Ainsi, l'aspect qui distingue le discours du guide des autres discours comparés ici est la présence des plaisanteries et des connivences qui rendent ainsi, le discours moins formel et plus agréable pour les touristes. Il est vrai que le caractère du guide lui-même joue un rôle dans le type du discours qu'il fait (moins formel et anecdotique) et dans la présence des plaisanteries, mais également la nature de la visite guidée sur site implique un choix différent dans le contenu et dans la manière d'exposer les informations.
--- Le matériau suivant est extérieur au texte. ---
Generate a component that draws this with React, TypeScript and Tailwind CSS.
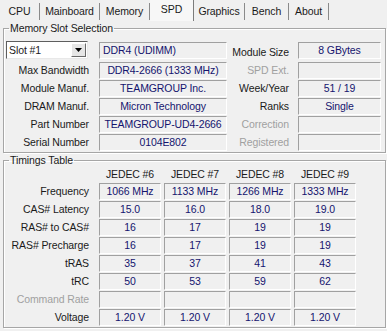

Le guide est également conscient du fait que la visite touche à sa fin (le macellum est le dernier monument que le guide fait visiter aux touristes) et que les touristes doivent être fatigués et se concentrent moins sur les informations. Il essaie donc de rendre son discours plus agréable et moins difficile à suivre.

Pour conclure, outre les différences de type discursif et situationnel, apparaissent également des différences de type interactionnel entre le discours du guide et les deux autres discours. Nous remarquons que le premier est le plus interactionnel et le moins formel des trois discours. Il montre l'aspect humain du monument qui pourrait intéresser le touriste visitant le site : le plaisir de la couleur locale, du vécu des habitants de l'époque romaine.
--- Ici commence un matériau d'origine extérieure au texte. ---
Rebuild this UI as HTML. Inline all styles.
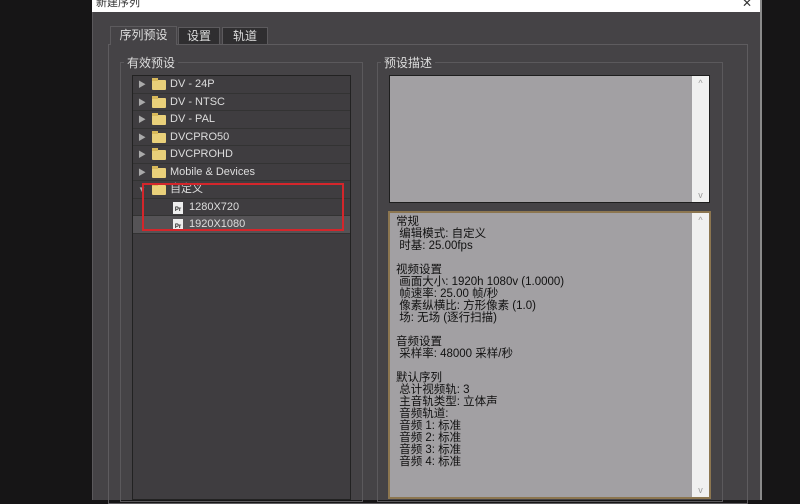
<!DOCTYPE html>
<html><head><meta charset="utf-8"><style>
*{margin:0;padding:0;box-sizing:border-box}
body{width:800px;height:500px;background:#161516;position:relative;overflow:hidden;font-family:"Liberation Sans","Noto Sans CJK SC",sans-serif;}
.a{position:absolute}
.dlg{left:92px;top:0;width:670px;height:500px;background:#454346;border-left:1px solid #5a585b;border-right:2px solid #8a8a8a}
.title{left:92px;top:0;width:668px;height:12px;background:#fff;color:#333;font-size:11px;line-height:6px;padding-left:4px;overflow:hidden}
.tab{top:27px;height:18px;font-size:12px;color:#ddd;text-align:center;line-height:17px;background:#2f2e30;border:1px solid #5c5a5d}
.grp{border:1px solid #5b595c}
.lbl{font-size:12px;color:#ddd;background:#454346;padding:0 3px}
.tree{left:132px;top:75px;width:219px;height:425px;background:#3f3d40;border:1px solid #222}
.row{position:absolute;left:0;width:217px;height:17.5px;border-bottom:1px solid #333;font-size:11px;color:#ddd;line-height:17px}
.row .tri{position:absolute;left:5px;top:0;font-size:8px;color:#aaa}
.fold{position:absolute;left:19px;top:4px;width:14px;height:10px;background:#e9d07a;border-radius:1px}
.fold:before{content:"";position:absolute;left:0;top:-2px;width:6px;height:3px;background:#d8b95a}
.row .t{position:absolute;left:37px}
.pr{position:absolute;left:40px;top:3px;width:10px;height:12px;background:#eee;font-size:6px;color:#222;font-weight:bold;line-height:16px;text-align:center}
.desc{font-size:11.5px;line-height:12px;color:#111;white-space:pre;padding:3px 0 0 6px}
.sb{position:absolute;right:0;top:0;width:17px;height:100%;background:#f0f0f0;color:#999;font-size:9px;text-align:center}
</style></head><body>
<div class="a dlg"></div>
<div class="a title">新建序列</div>
<div class="a" style="left:742px;top:0;font-size:12px;color:#333;line-height:6px">✕</div>
<div class="a grp" style="left:108px;top:44px;width:640px;height:460px;border-color:#5e5c5f"></div>
<div class="a tab" style="left:110px;top:26px;width:67px;height:19px;background:#454346;border-bottom:none">序列预设</div>
<div class="a tab" style="left:178px;width:42px">设置</div>
<div class="a tab" style="left:222px;width:46px">轨道</div>

<div class="a grp" style="left:120px;top:62px;width:243px;height:440px"></div>
<div class="a lbl" style="left:124px;top:54px">有效预设</div>
<div class="a tree">
<div class="row" style="top:0"><span class="tri">▶</span><span class="fold"></span><span class="t">DV - 24P</span></div>
<div class="row" style="top:17.5px"><span class="tri">▶</span><span class="fold"></span><span class="t">DV - NTSC</span></div>
<div class="row" style="top:35px"><span class="tri">▶</span><span class="fold"></span><span class="t">DV - PAL</span></div>
<div class="row" style="top:52.5px"><span class="tri">▶</span><span class="fold"></span><span class="t">DVCPRO50</span></div>
<div class="row" style="top:70px"><span class="tri">▶</span><span class="fold"></span><span class="t">DVCPROHD</span></div>
<div class="row" style="top:87.5px"><span class="tri">▶</span><span class="fold"></span><span class="t">Mobile &amp; Devices</span></div>
<div class="row" style="top:105px"><span class="tri">▼</span><span class="fold"></span><span class="t">自定义</span></div>
<div class="row" style="top:122.5px"><span class="pr">Pr</span><span class="t" style="left:56px">1280X720</span></div>
<div class="row" style="top:140px;background:#555356"><span class="pr">Pr</span><span class="t" style="left:56px">1920X1080</span></div>
</div>
<div class="a" style="left:142px;top:183px;width:202px;height:48px;border:2px solid #d4262b"></div>

<div class="a grp" style="left:377px;top:62px;width:346px;height:440px"></div>
<div class="a lbl" style="left:381px;top:54px">预设描述</div>
<div class="a" style="left:389px;top:75px;width:321px;height:128px;background:#a2a0a3;border:1px solid #1e1e1e"><div class="sb"><div style="margin-top:2px">^</div><div style="position:absolute;bottom:2px;width:100%">v</div></div></div>
<div class="a" style="left:388px;top:211px;width:323px;height:288px;background:#a2a0a3;border:2px solid #8c7650"><div class="sb"><div style="margin-top:2px">^</div><div style="position:absolute;bottom:2px;width:100%">v</div></div>
<div class="desc">常规
 编辑模式: 自定义
 时基: 25.00fps

视频设置
 画面大小: 1920h 1080v (1.0000)
 帧速率: 25.00 帧/秒
 像素纵横比: 方形像素 (1.0)
 场: 无场 (逐行扫描)

音频设置
 采样率: 48000 采样/秒

默认序列
 总计视频轨: 3
 主音轨类型: 立体声
 音频轨道:
 音频 1: 标准
 音频 2: 标准
 音频 3: 标准
 音频 4: 标准</div></div>
</body></html>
J. Seigne, lui, reste très scientifique dans son discours en se focalisant sur un problématique de la datation du monument. Cela est bien sûr justifié par l'objectif principal de son discours et le public auquel il est destiné. L'aspect relationnel est ainsi moins présent dans son discours.
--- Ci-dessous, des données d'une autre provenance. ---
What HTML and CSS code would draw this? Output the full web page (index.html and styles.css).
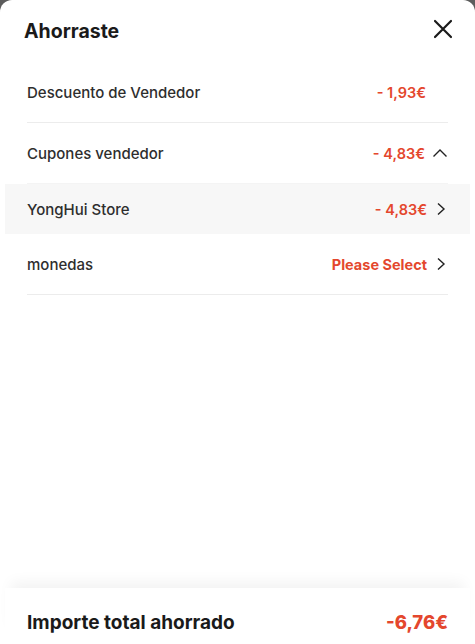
FILE: index.html
```html
<!DOCTYPE html>
<html lang="es">

<head>
    <meta charset="UTF-8">
    <meta name="viewport" content="width=device-width, initial-scale=1.0">
    <title>Ahorraste</title>
    <link rel="stylesheet" href="styles.css">
</head>

<body>
    <div class="sheet">
        <header class="sheet-header">
            <h1>Ahorraste</h1>
            <button class="close-btn" aria-label="Cerrar">
                <svg width="20" height="20" viewBox="0 0 20 20">
                    <path d="M2 2 L18 18 M18 2 L2 18" stroke="#1a1a1a" stroke-width="2.2" stroke-linecap="round" fill="none"/>
                </svg>
            </button>
        </header>

        <div class="list">
            <div class="row">
                <div class="row-inner">
                    <span class="label">Descuento de Vendedor</span>
                    <span class="value no-arrow">- 1,93€</span>
                </div>
            </div>

            <div class="row">
                <div class="row-inner light">
                    <span class="label">Cupones vendedor</span>
                    <span class="value">- 4,83€
                        <svg class="arrow" width="16" height="14" viewBox="0 0 16 14">
                            <path d="M1.5 10.5 L8 4 L14.5 10.5" stroke="#222" stroke-width="1.4" fill="none"/>
                        </svg>
                    </span>
                </div>
            </div>

            <div class="row sub">
                <div class="row-inner no-line">
                    <span class="label">YongHui Store</span>
                    <span class="value">- 4,83€
                        <svg class="arrow" width="14" height="14" viewBox="0 0 14 14">
                            <path d="M4 1.5 L10 7 L4 12.5" stroke="#222" stroke-width="1.4" fill="none"/>
                        </svg>
                    </span>
                </div>
            </div>

            <div class="row">
                <div class="row-inner">
                    <span class="label">monedas</span>
                    <span class="value strong">Please Select
                        <svg class="arrow" width="14" height="14" viewBox="0 0 14 14">
                            <path d="M4 1.5 L10 7 L4 12.5" stroke="#222" stroke-width="1.4" fill="none"/>
                        </svg>
                    </span>
                </div>
            </div>
        </div>

        <footer class="total">
            <span class="total-label">Importe total ahorrado</span>
            <span class="total-value">-6,76€</span>
        </footer>
    </div>
</body>

</html>
```

FILE: styles.css
```css
body {
    margin: 0;
    font-family: "Inter", "Noto Sans", sans-serif;
    background-color: #5c5c5c;
    color: #222;
}

.sheet {
    height: 644px;
    background-color: #fff;
    border-radius: 12px 12px 0 0;
    display: flex;
    flex-direction: column;
    overflow: hidden;
}

.sheet-header {
    display: flex;
    justify-content: space-between;
    align-items: center;
    padding: 0 22px 0 24px;
    height: 62px;
}

.sheet-header h1 {
    margin: 0;
    font-size: 19.5px;
    font-weight: 700;
    color: #1a1a1a;
}

.close-btn {
    border: none;
    background: none;
    padding: 0;
    width: 20px;
    height: 20px;
    margin-bottom: 4px;
    cursor: pointer;
}

.list {
    padding: 0 5px;
}

.row {
    padding: 0 22px;
}

.row.sub {
    background-color: #f7f7f7;
}

.row-inner {
    display: flex;
    justify-content: space-between;
    align-items: center;
    height: 60px;
    border-bottom: 1px solid #ececec;
}

.row-inner.light {
    border-bottom-color: #f4f4f4;
}

.row-inner.no-line {
    height: 50px;
    border-bottom: none;
}

.label {
    font-size: 15px;
    font-weight: 500;
    color: #2e2e2e;
}

.value {
    display: flex;
    align-items: center;
    gap: 5px;
    font-size: 14.5px;
    font-weight: 600;
    color: #e4472d;
}

.value.no-arrow {
    margin-right: 22px;
}

.value.strong {
    font-weight: 700;
}

.arrow {
    margin-left: 2px;
}

.total {
    margin: auto 5px 0;
    display: flex;
    justify-content: space-between;
    align-items: flex-start;
    padding: 23px 22px 0;
    height: 33px;
    background-color: #fff;
    box-shadow: 0 -12px 14px -6px rgba(0, 0, 0, 0.05);
}

.total-label {
    font-size: 19px;
    font-weight: 700;
    color: #1a1a1a;
}

.total-value {
    font-size: 18.5px;
    font-weight: 800;
    color: #e4472d;
}
```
Quant au guide Bleu, il se distingue par son côté pratique et fonctionnel et son usage par le touriste qui se limite à accompagner la visite du site. Il est cependant vrai qu'il essaie de remplacer le guide humain dans la visite touristique (à donner les informations pratiques et essentielles), mais comme nous l'avons vu d'après cette comparaison, il est loin de l'être. En fait, il manque cet aspect humain que le guide sur site crée avec son groupe des touristes car cela est inhérent à l'écrit et le locuteur n'est pas en présence à l'écrit.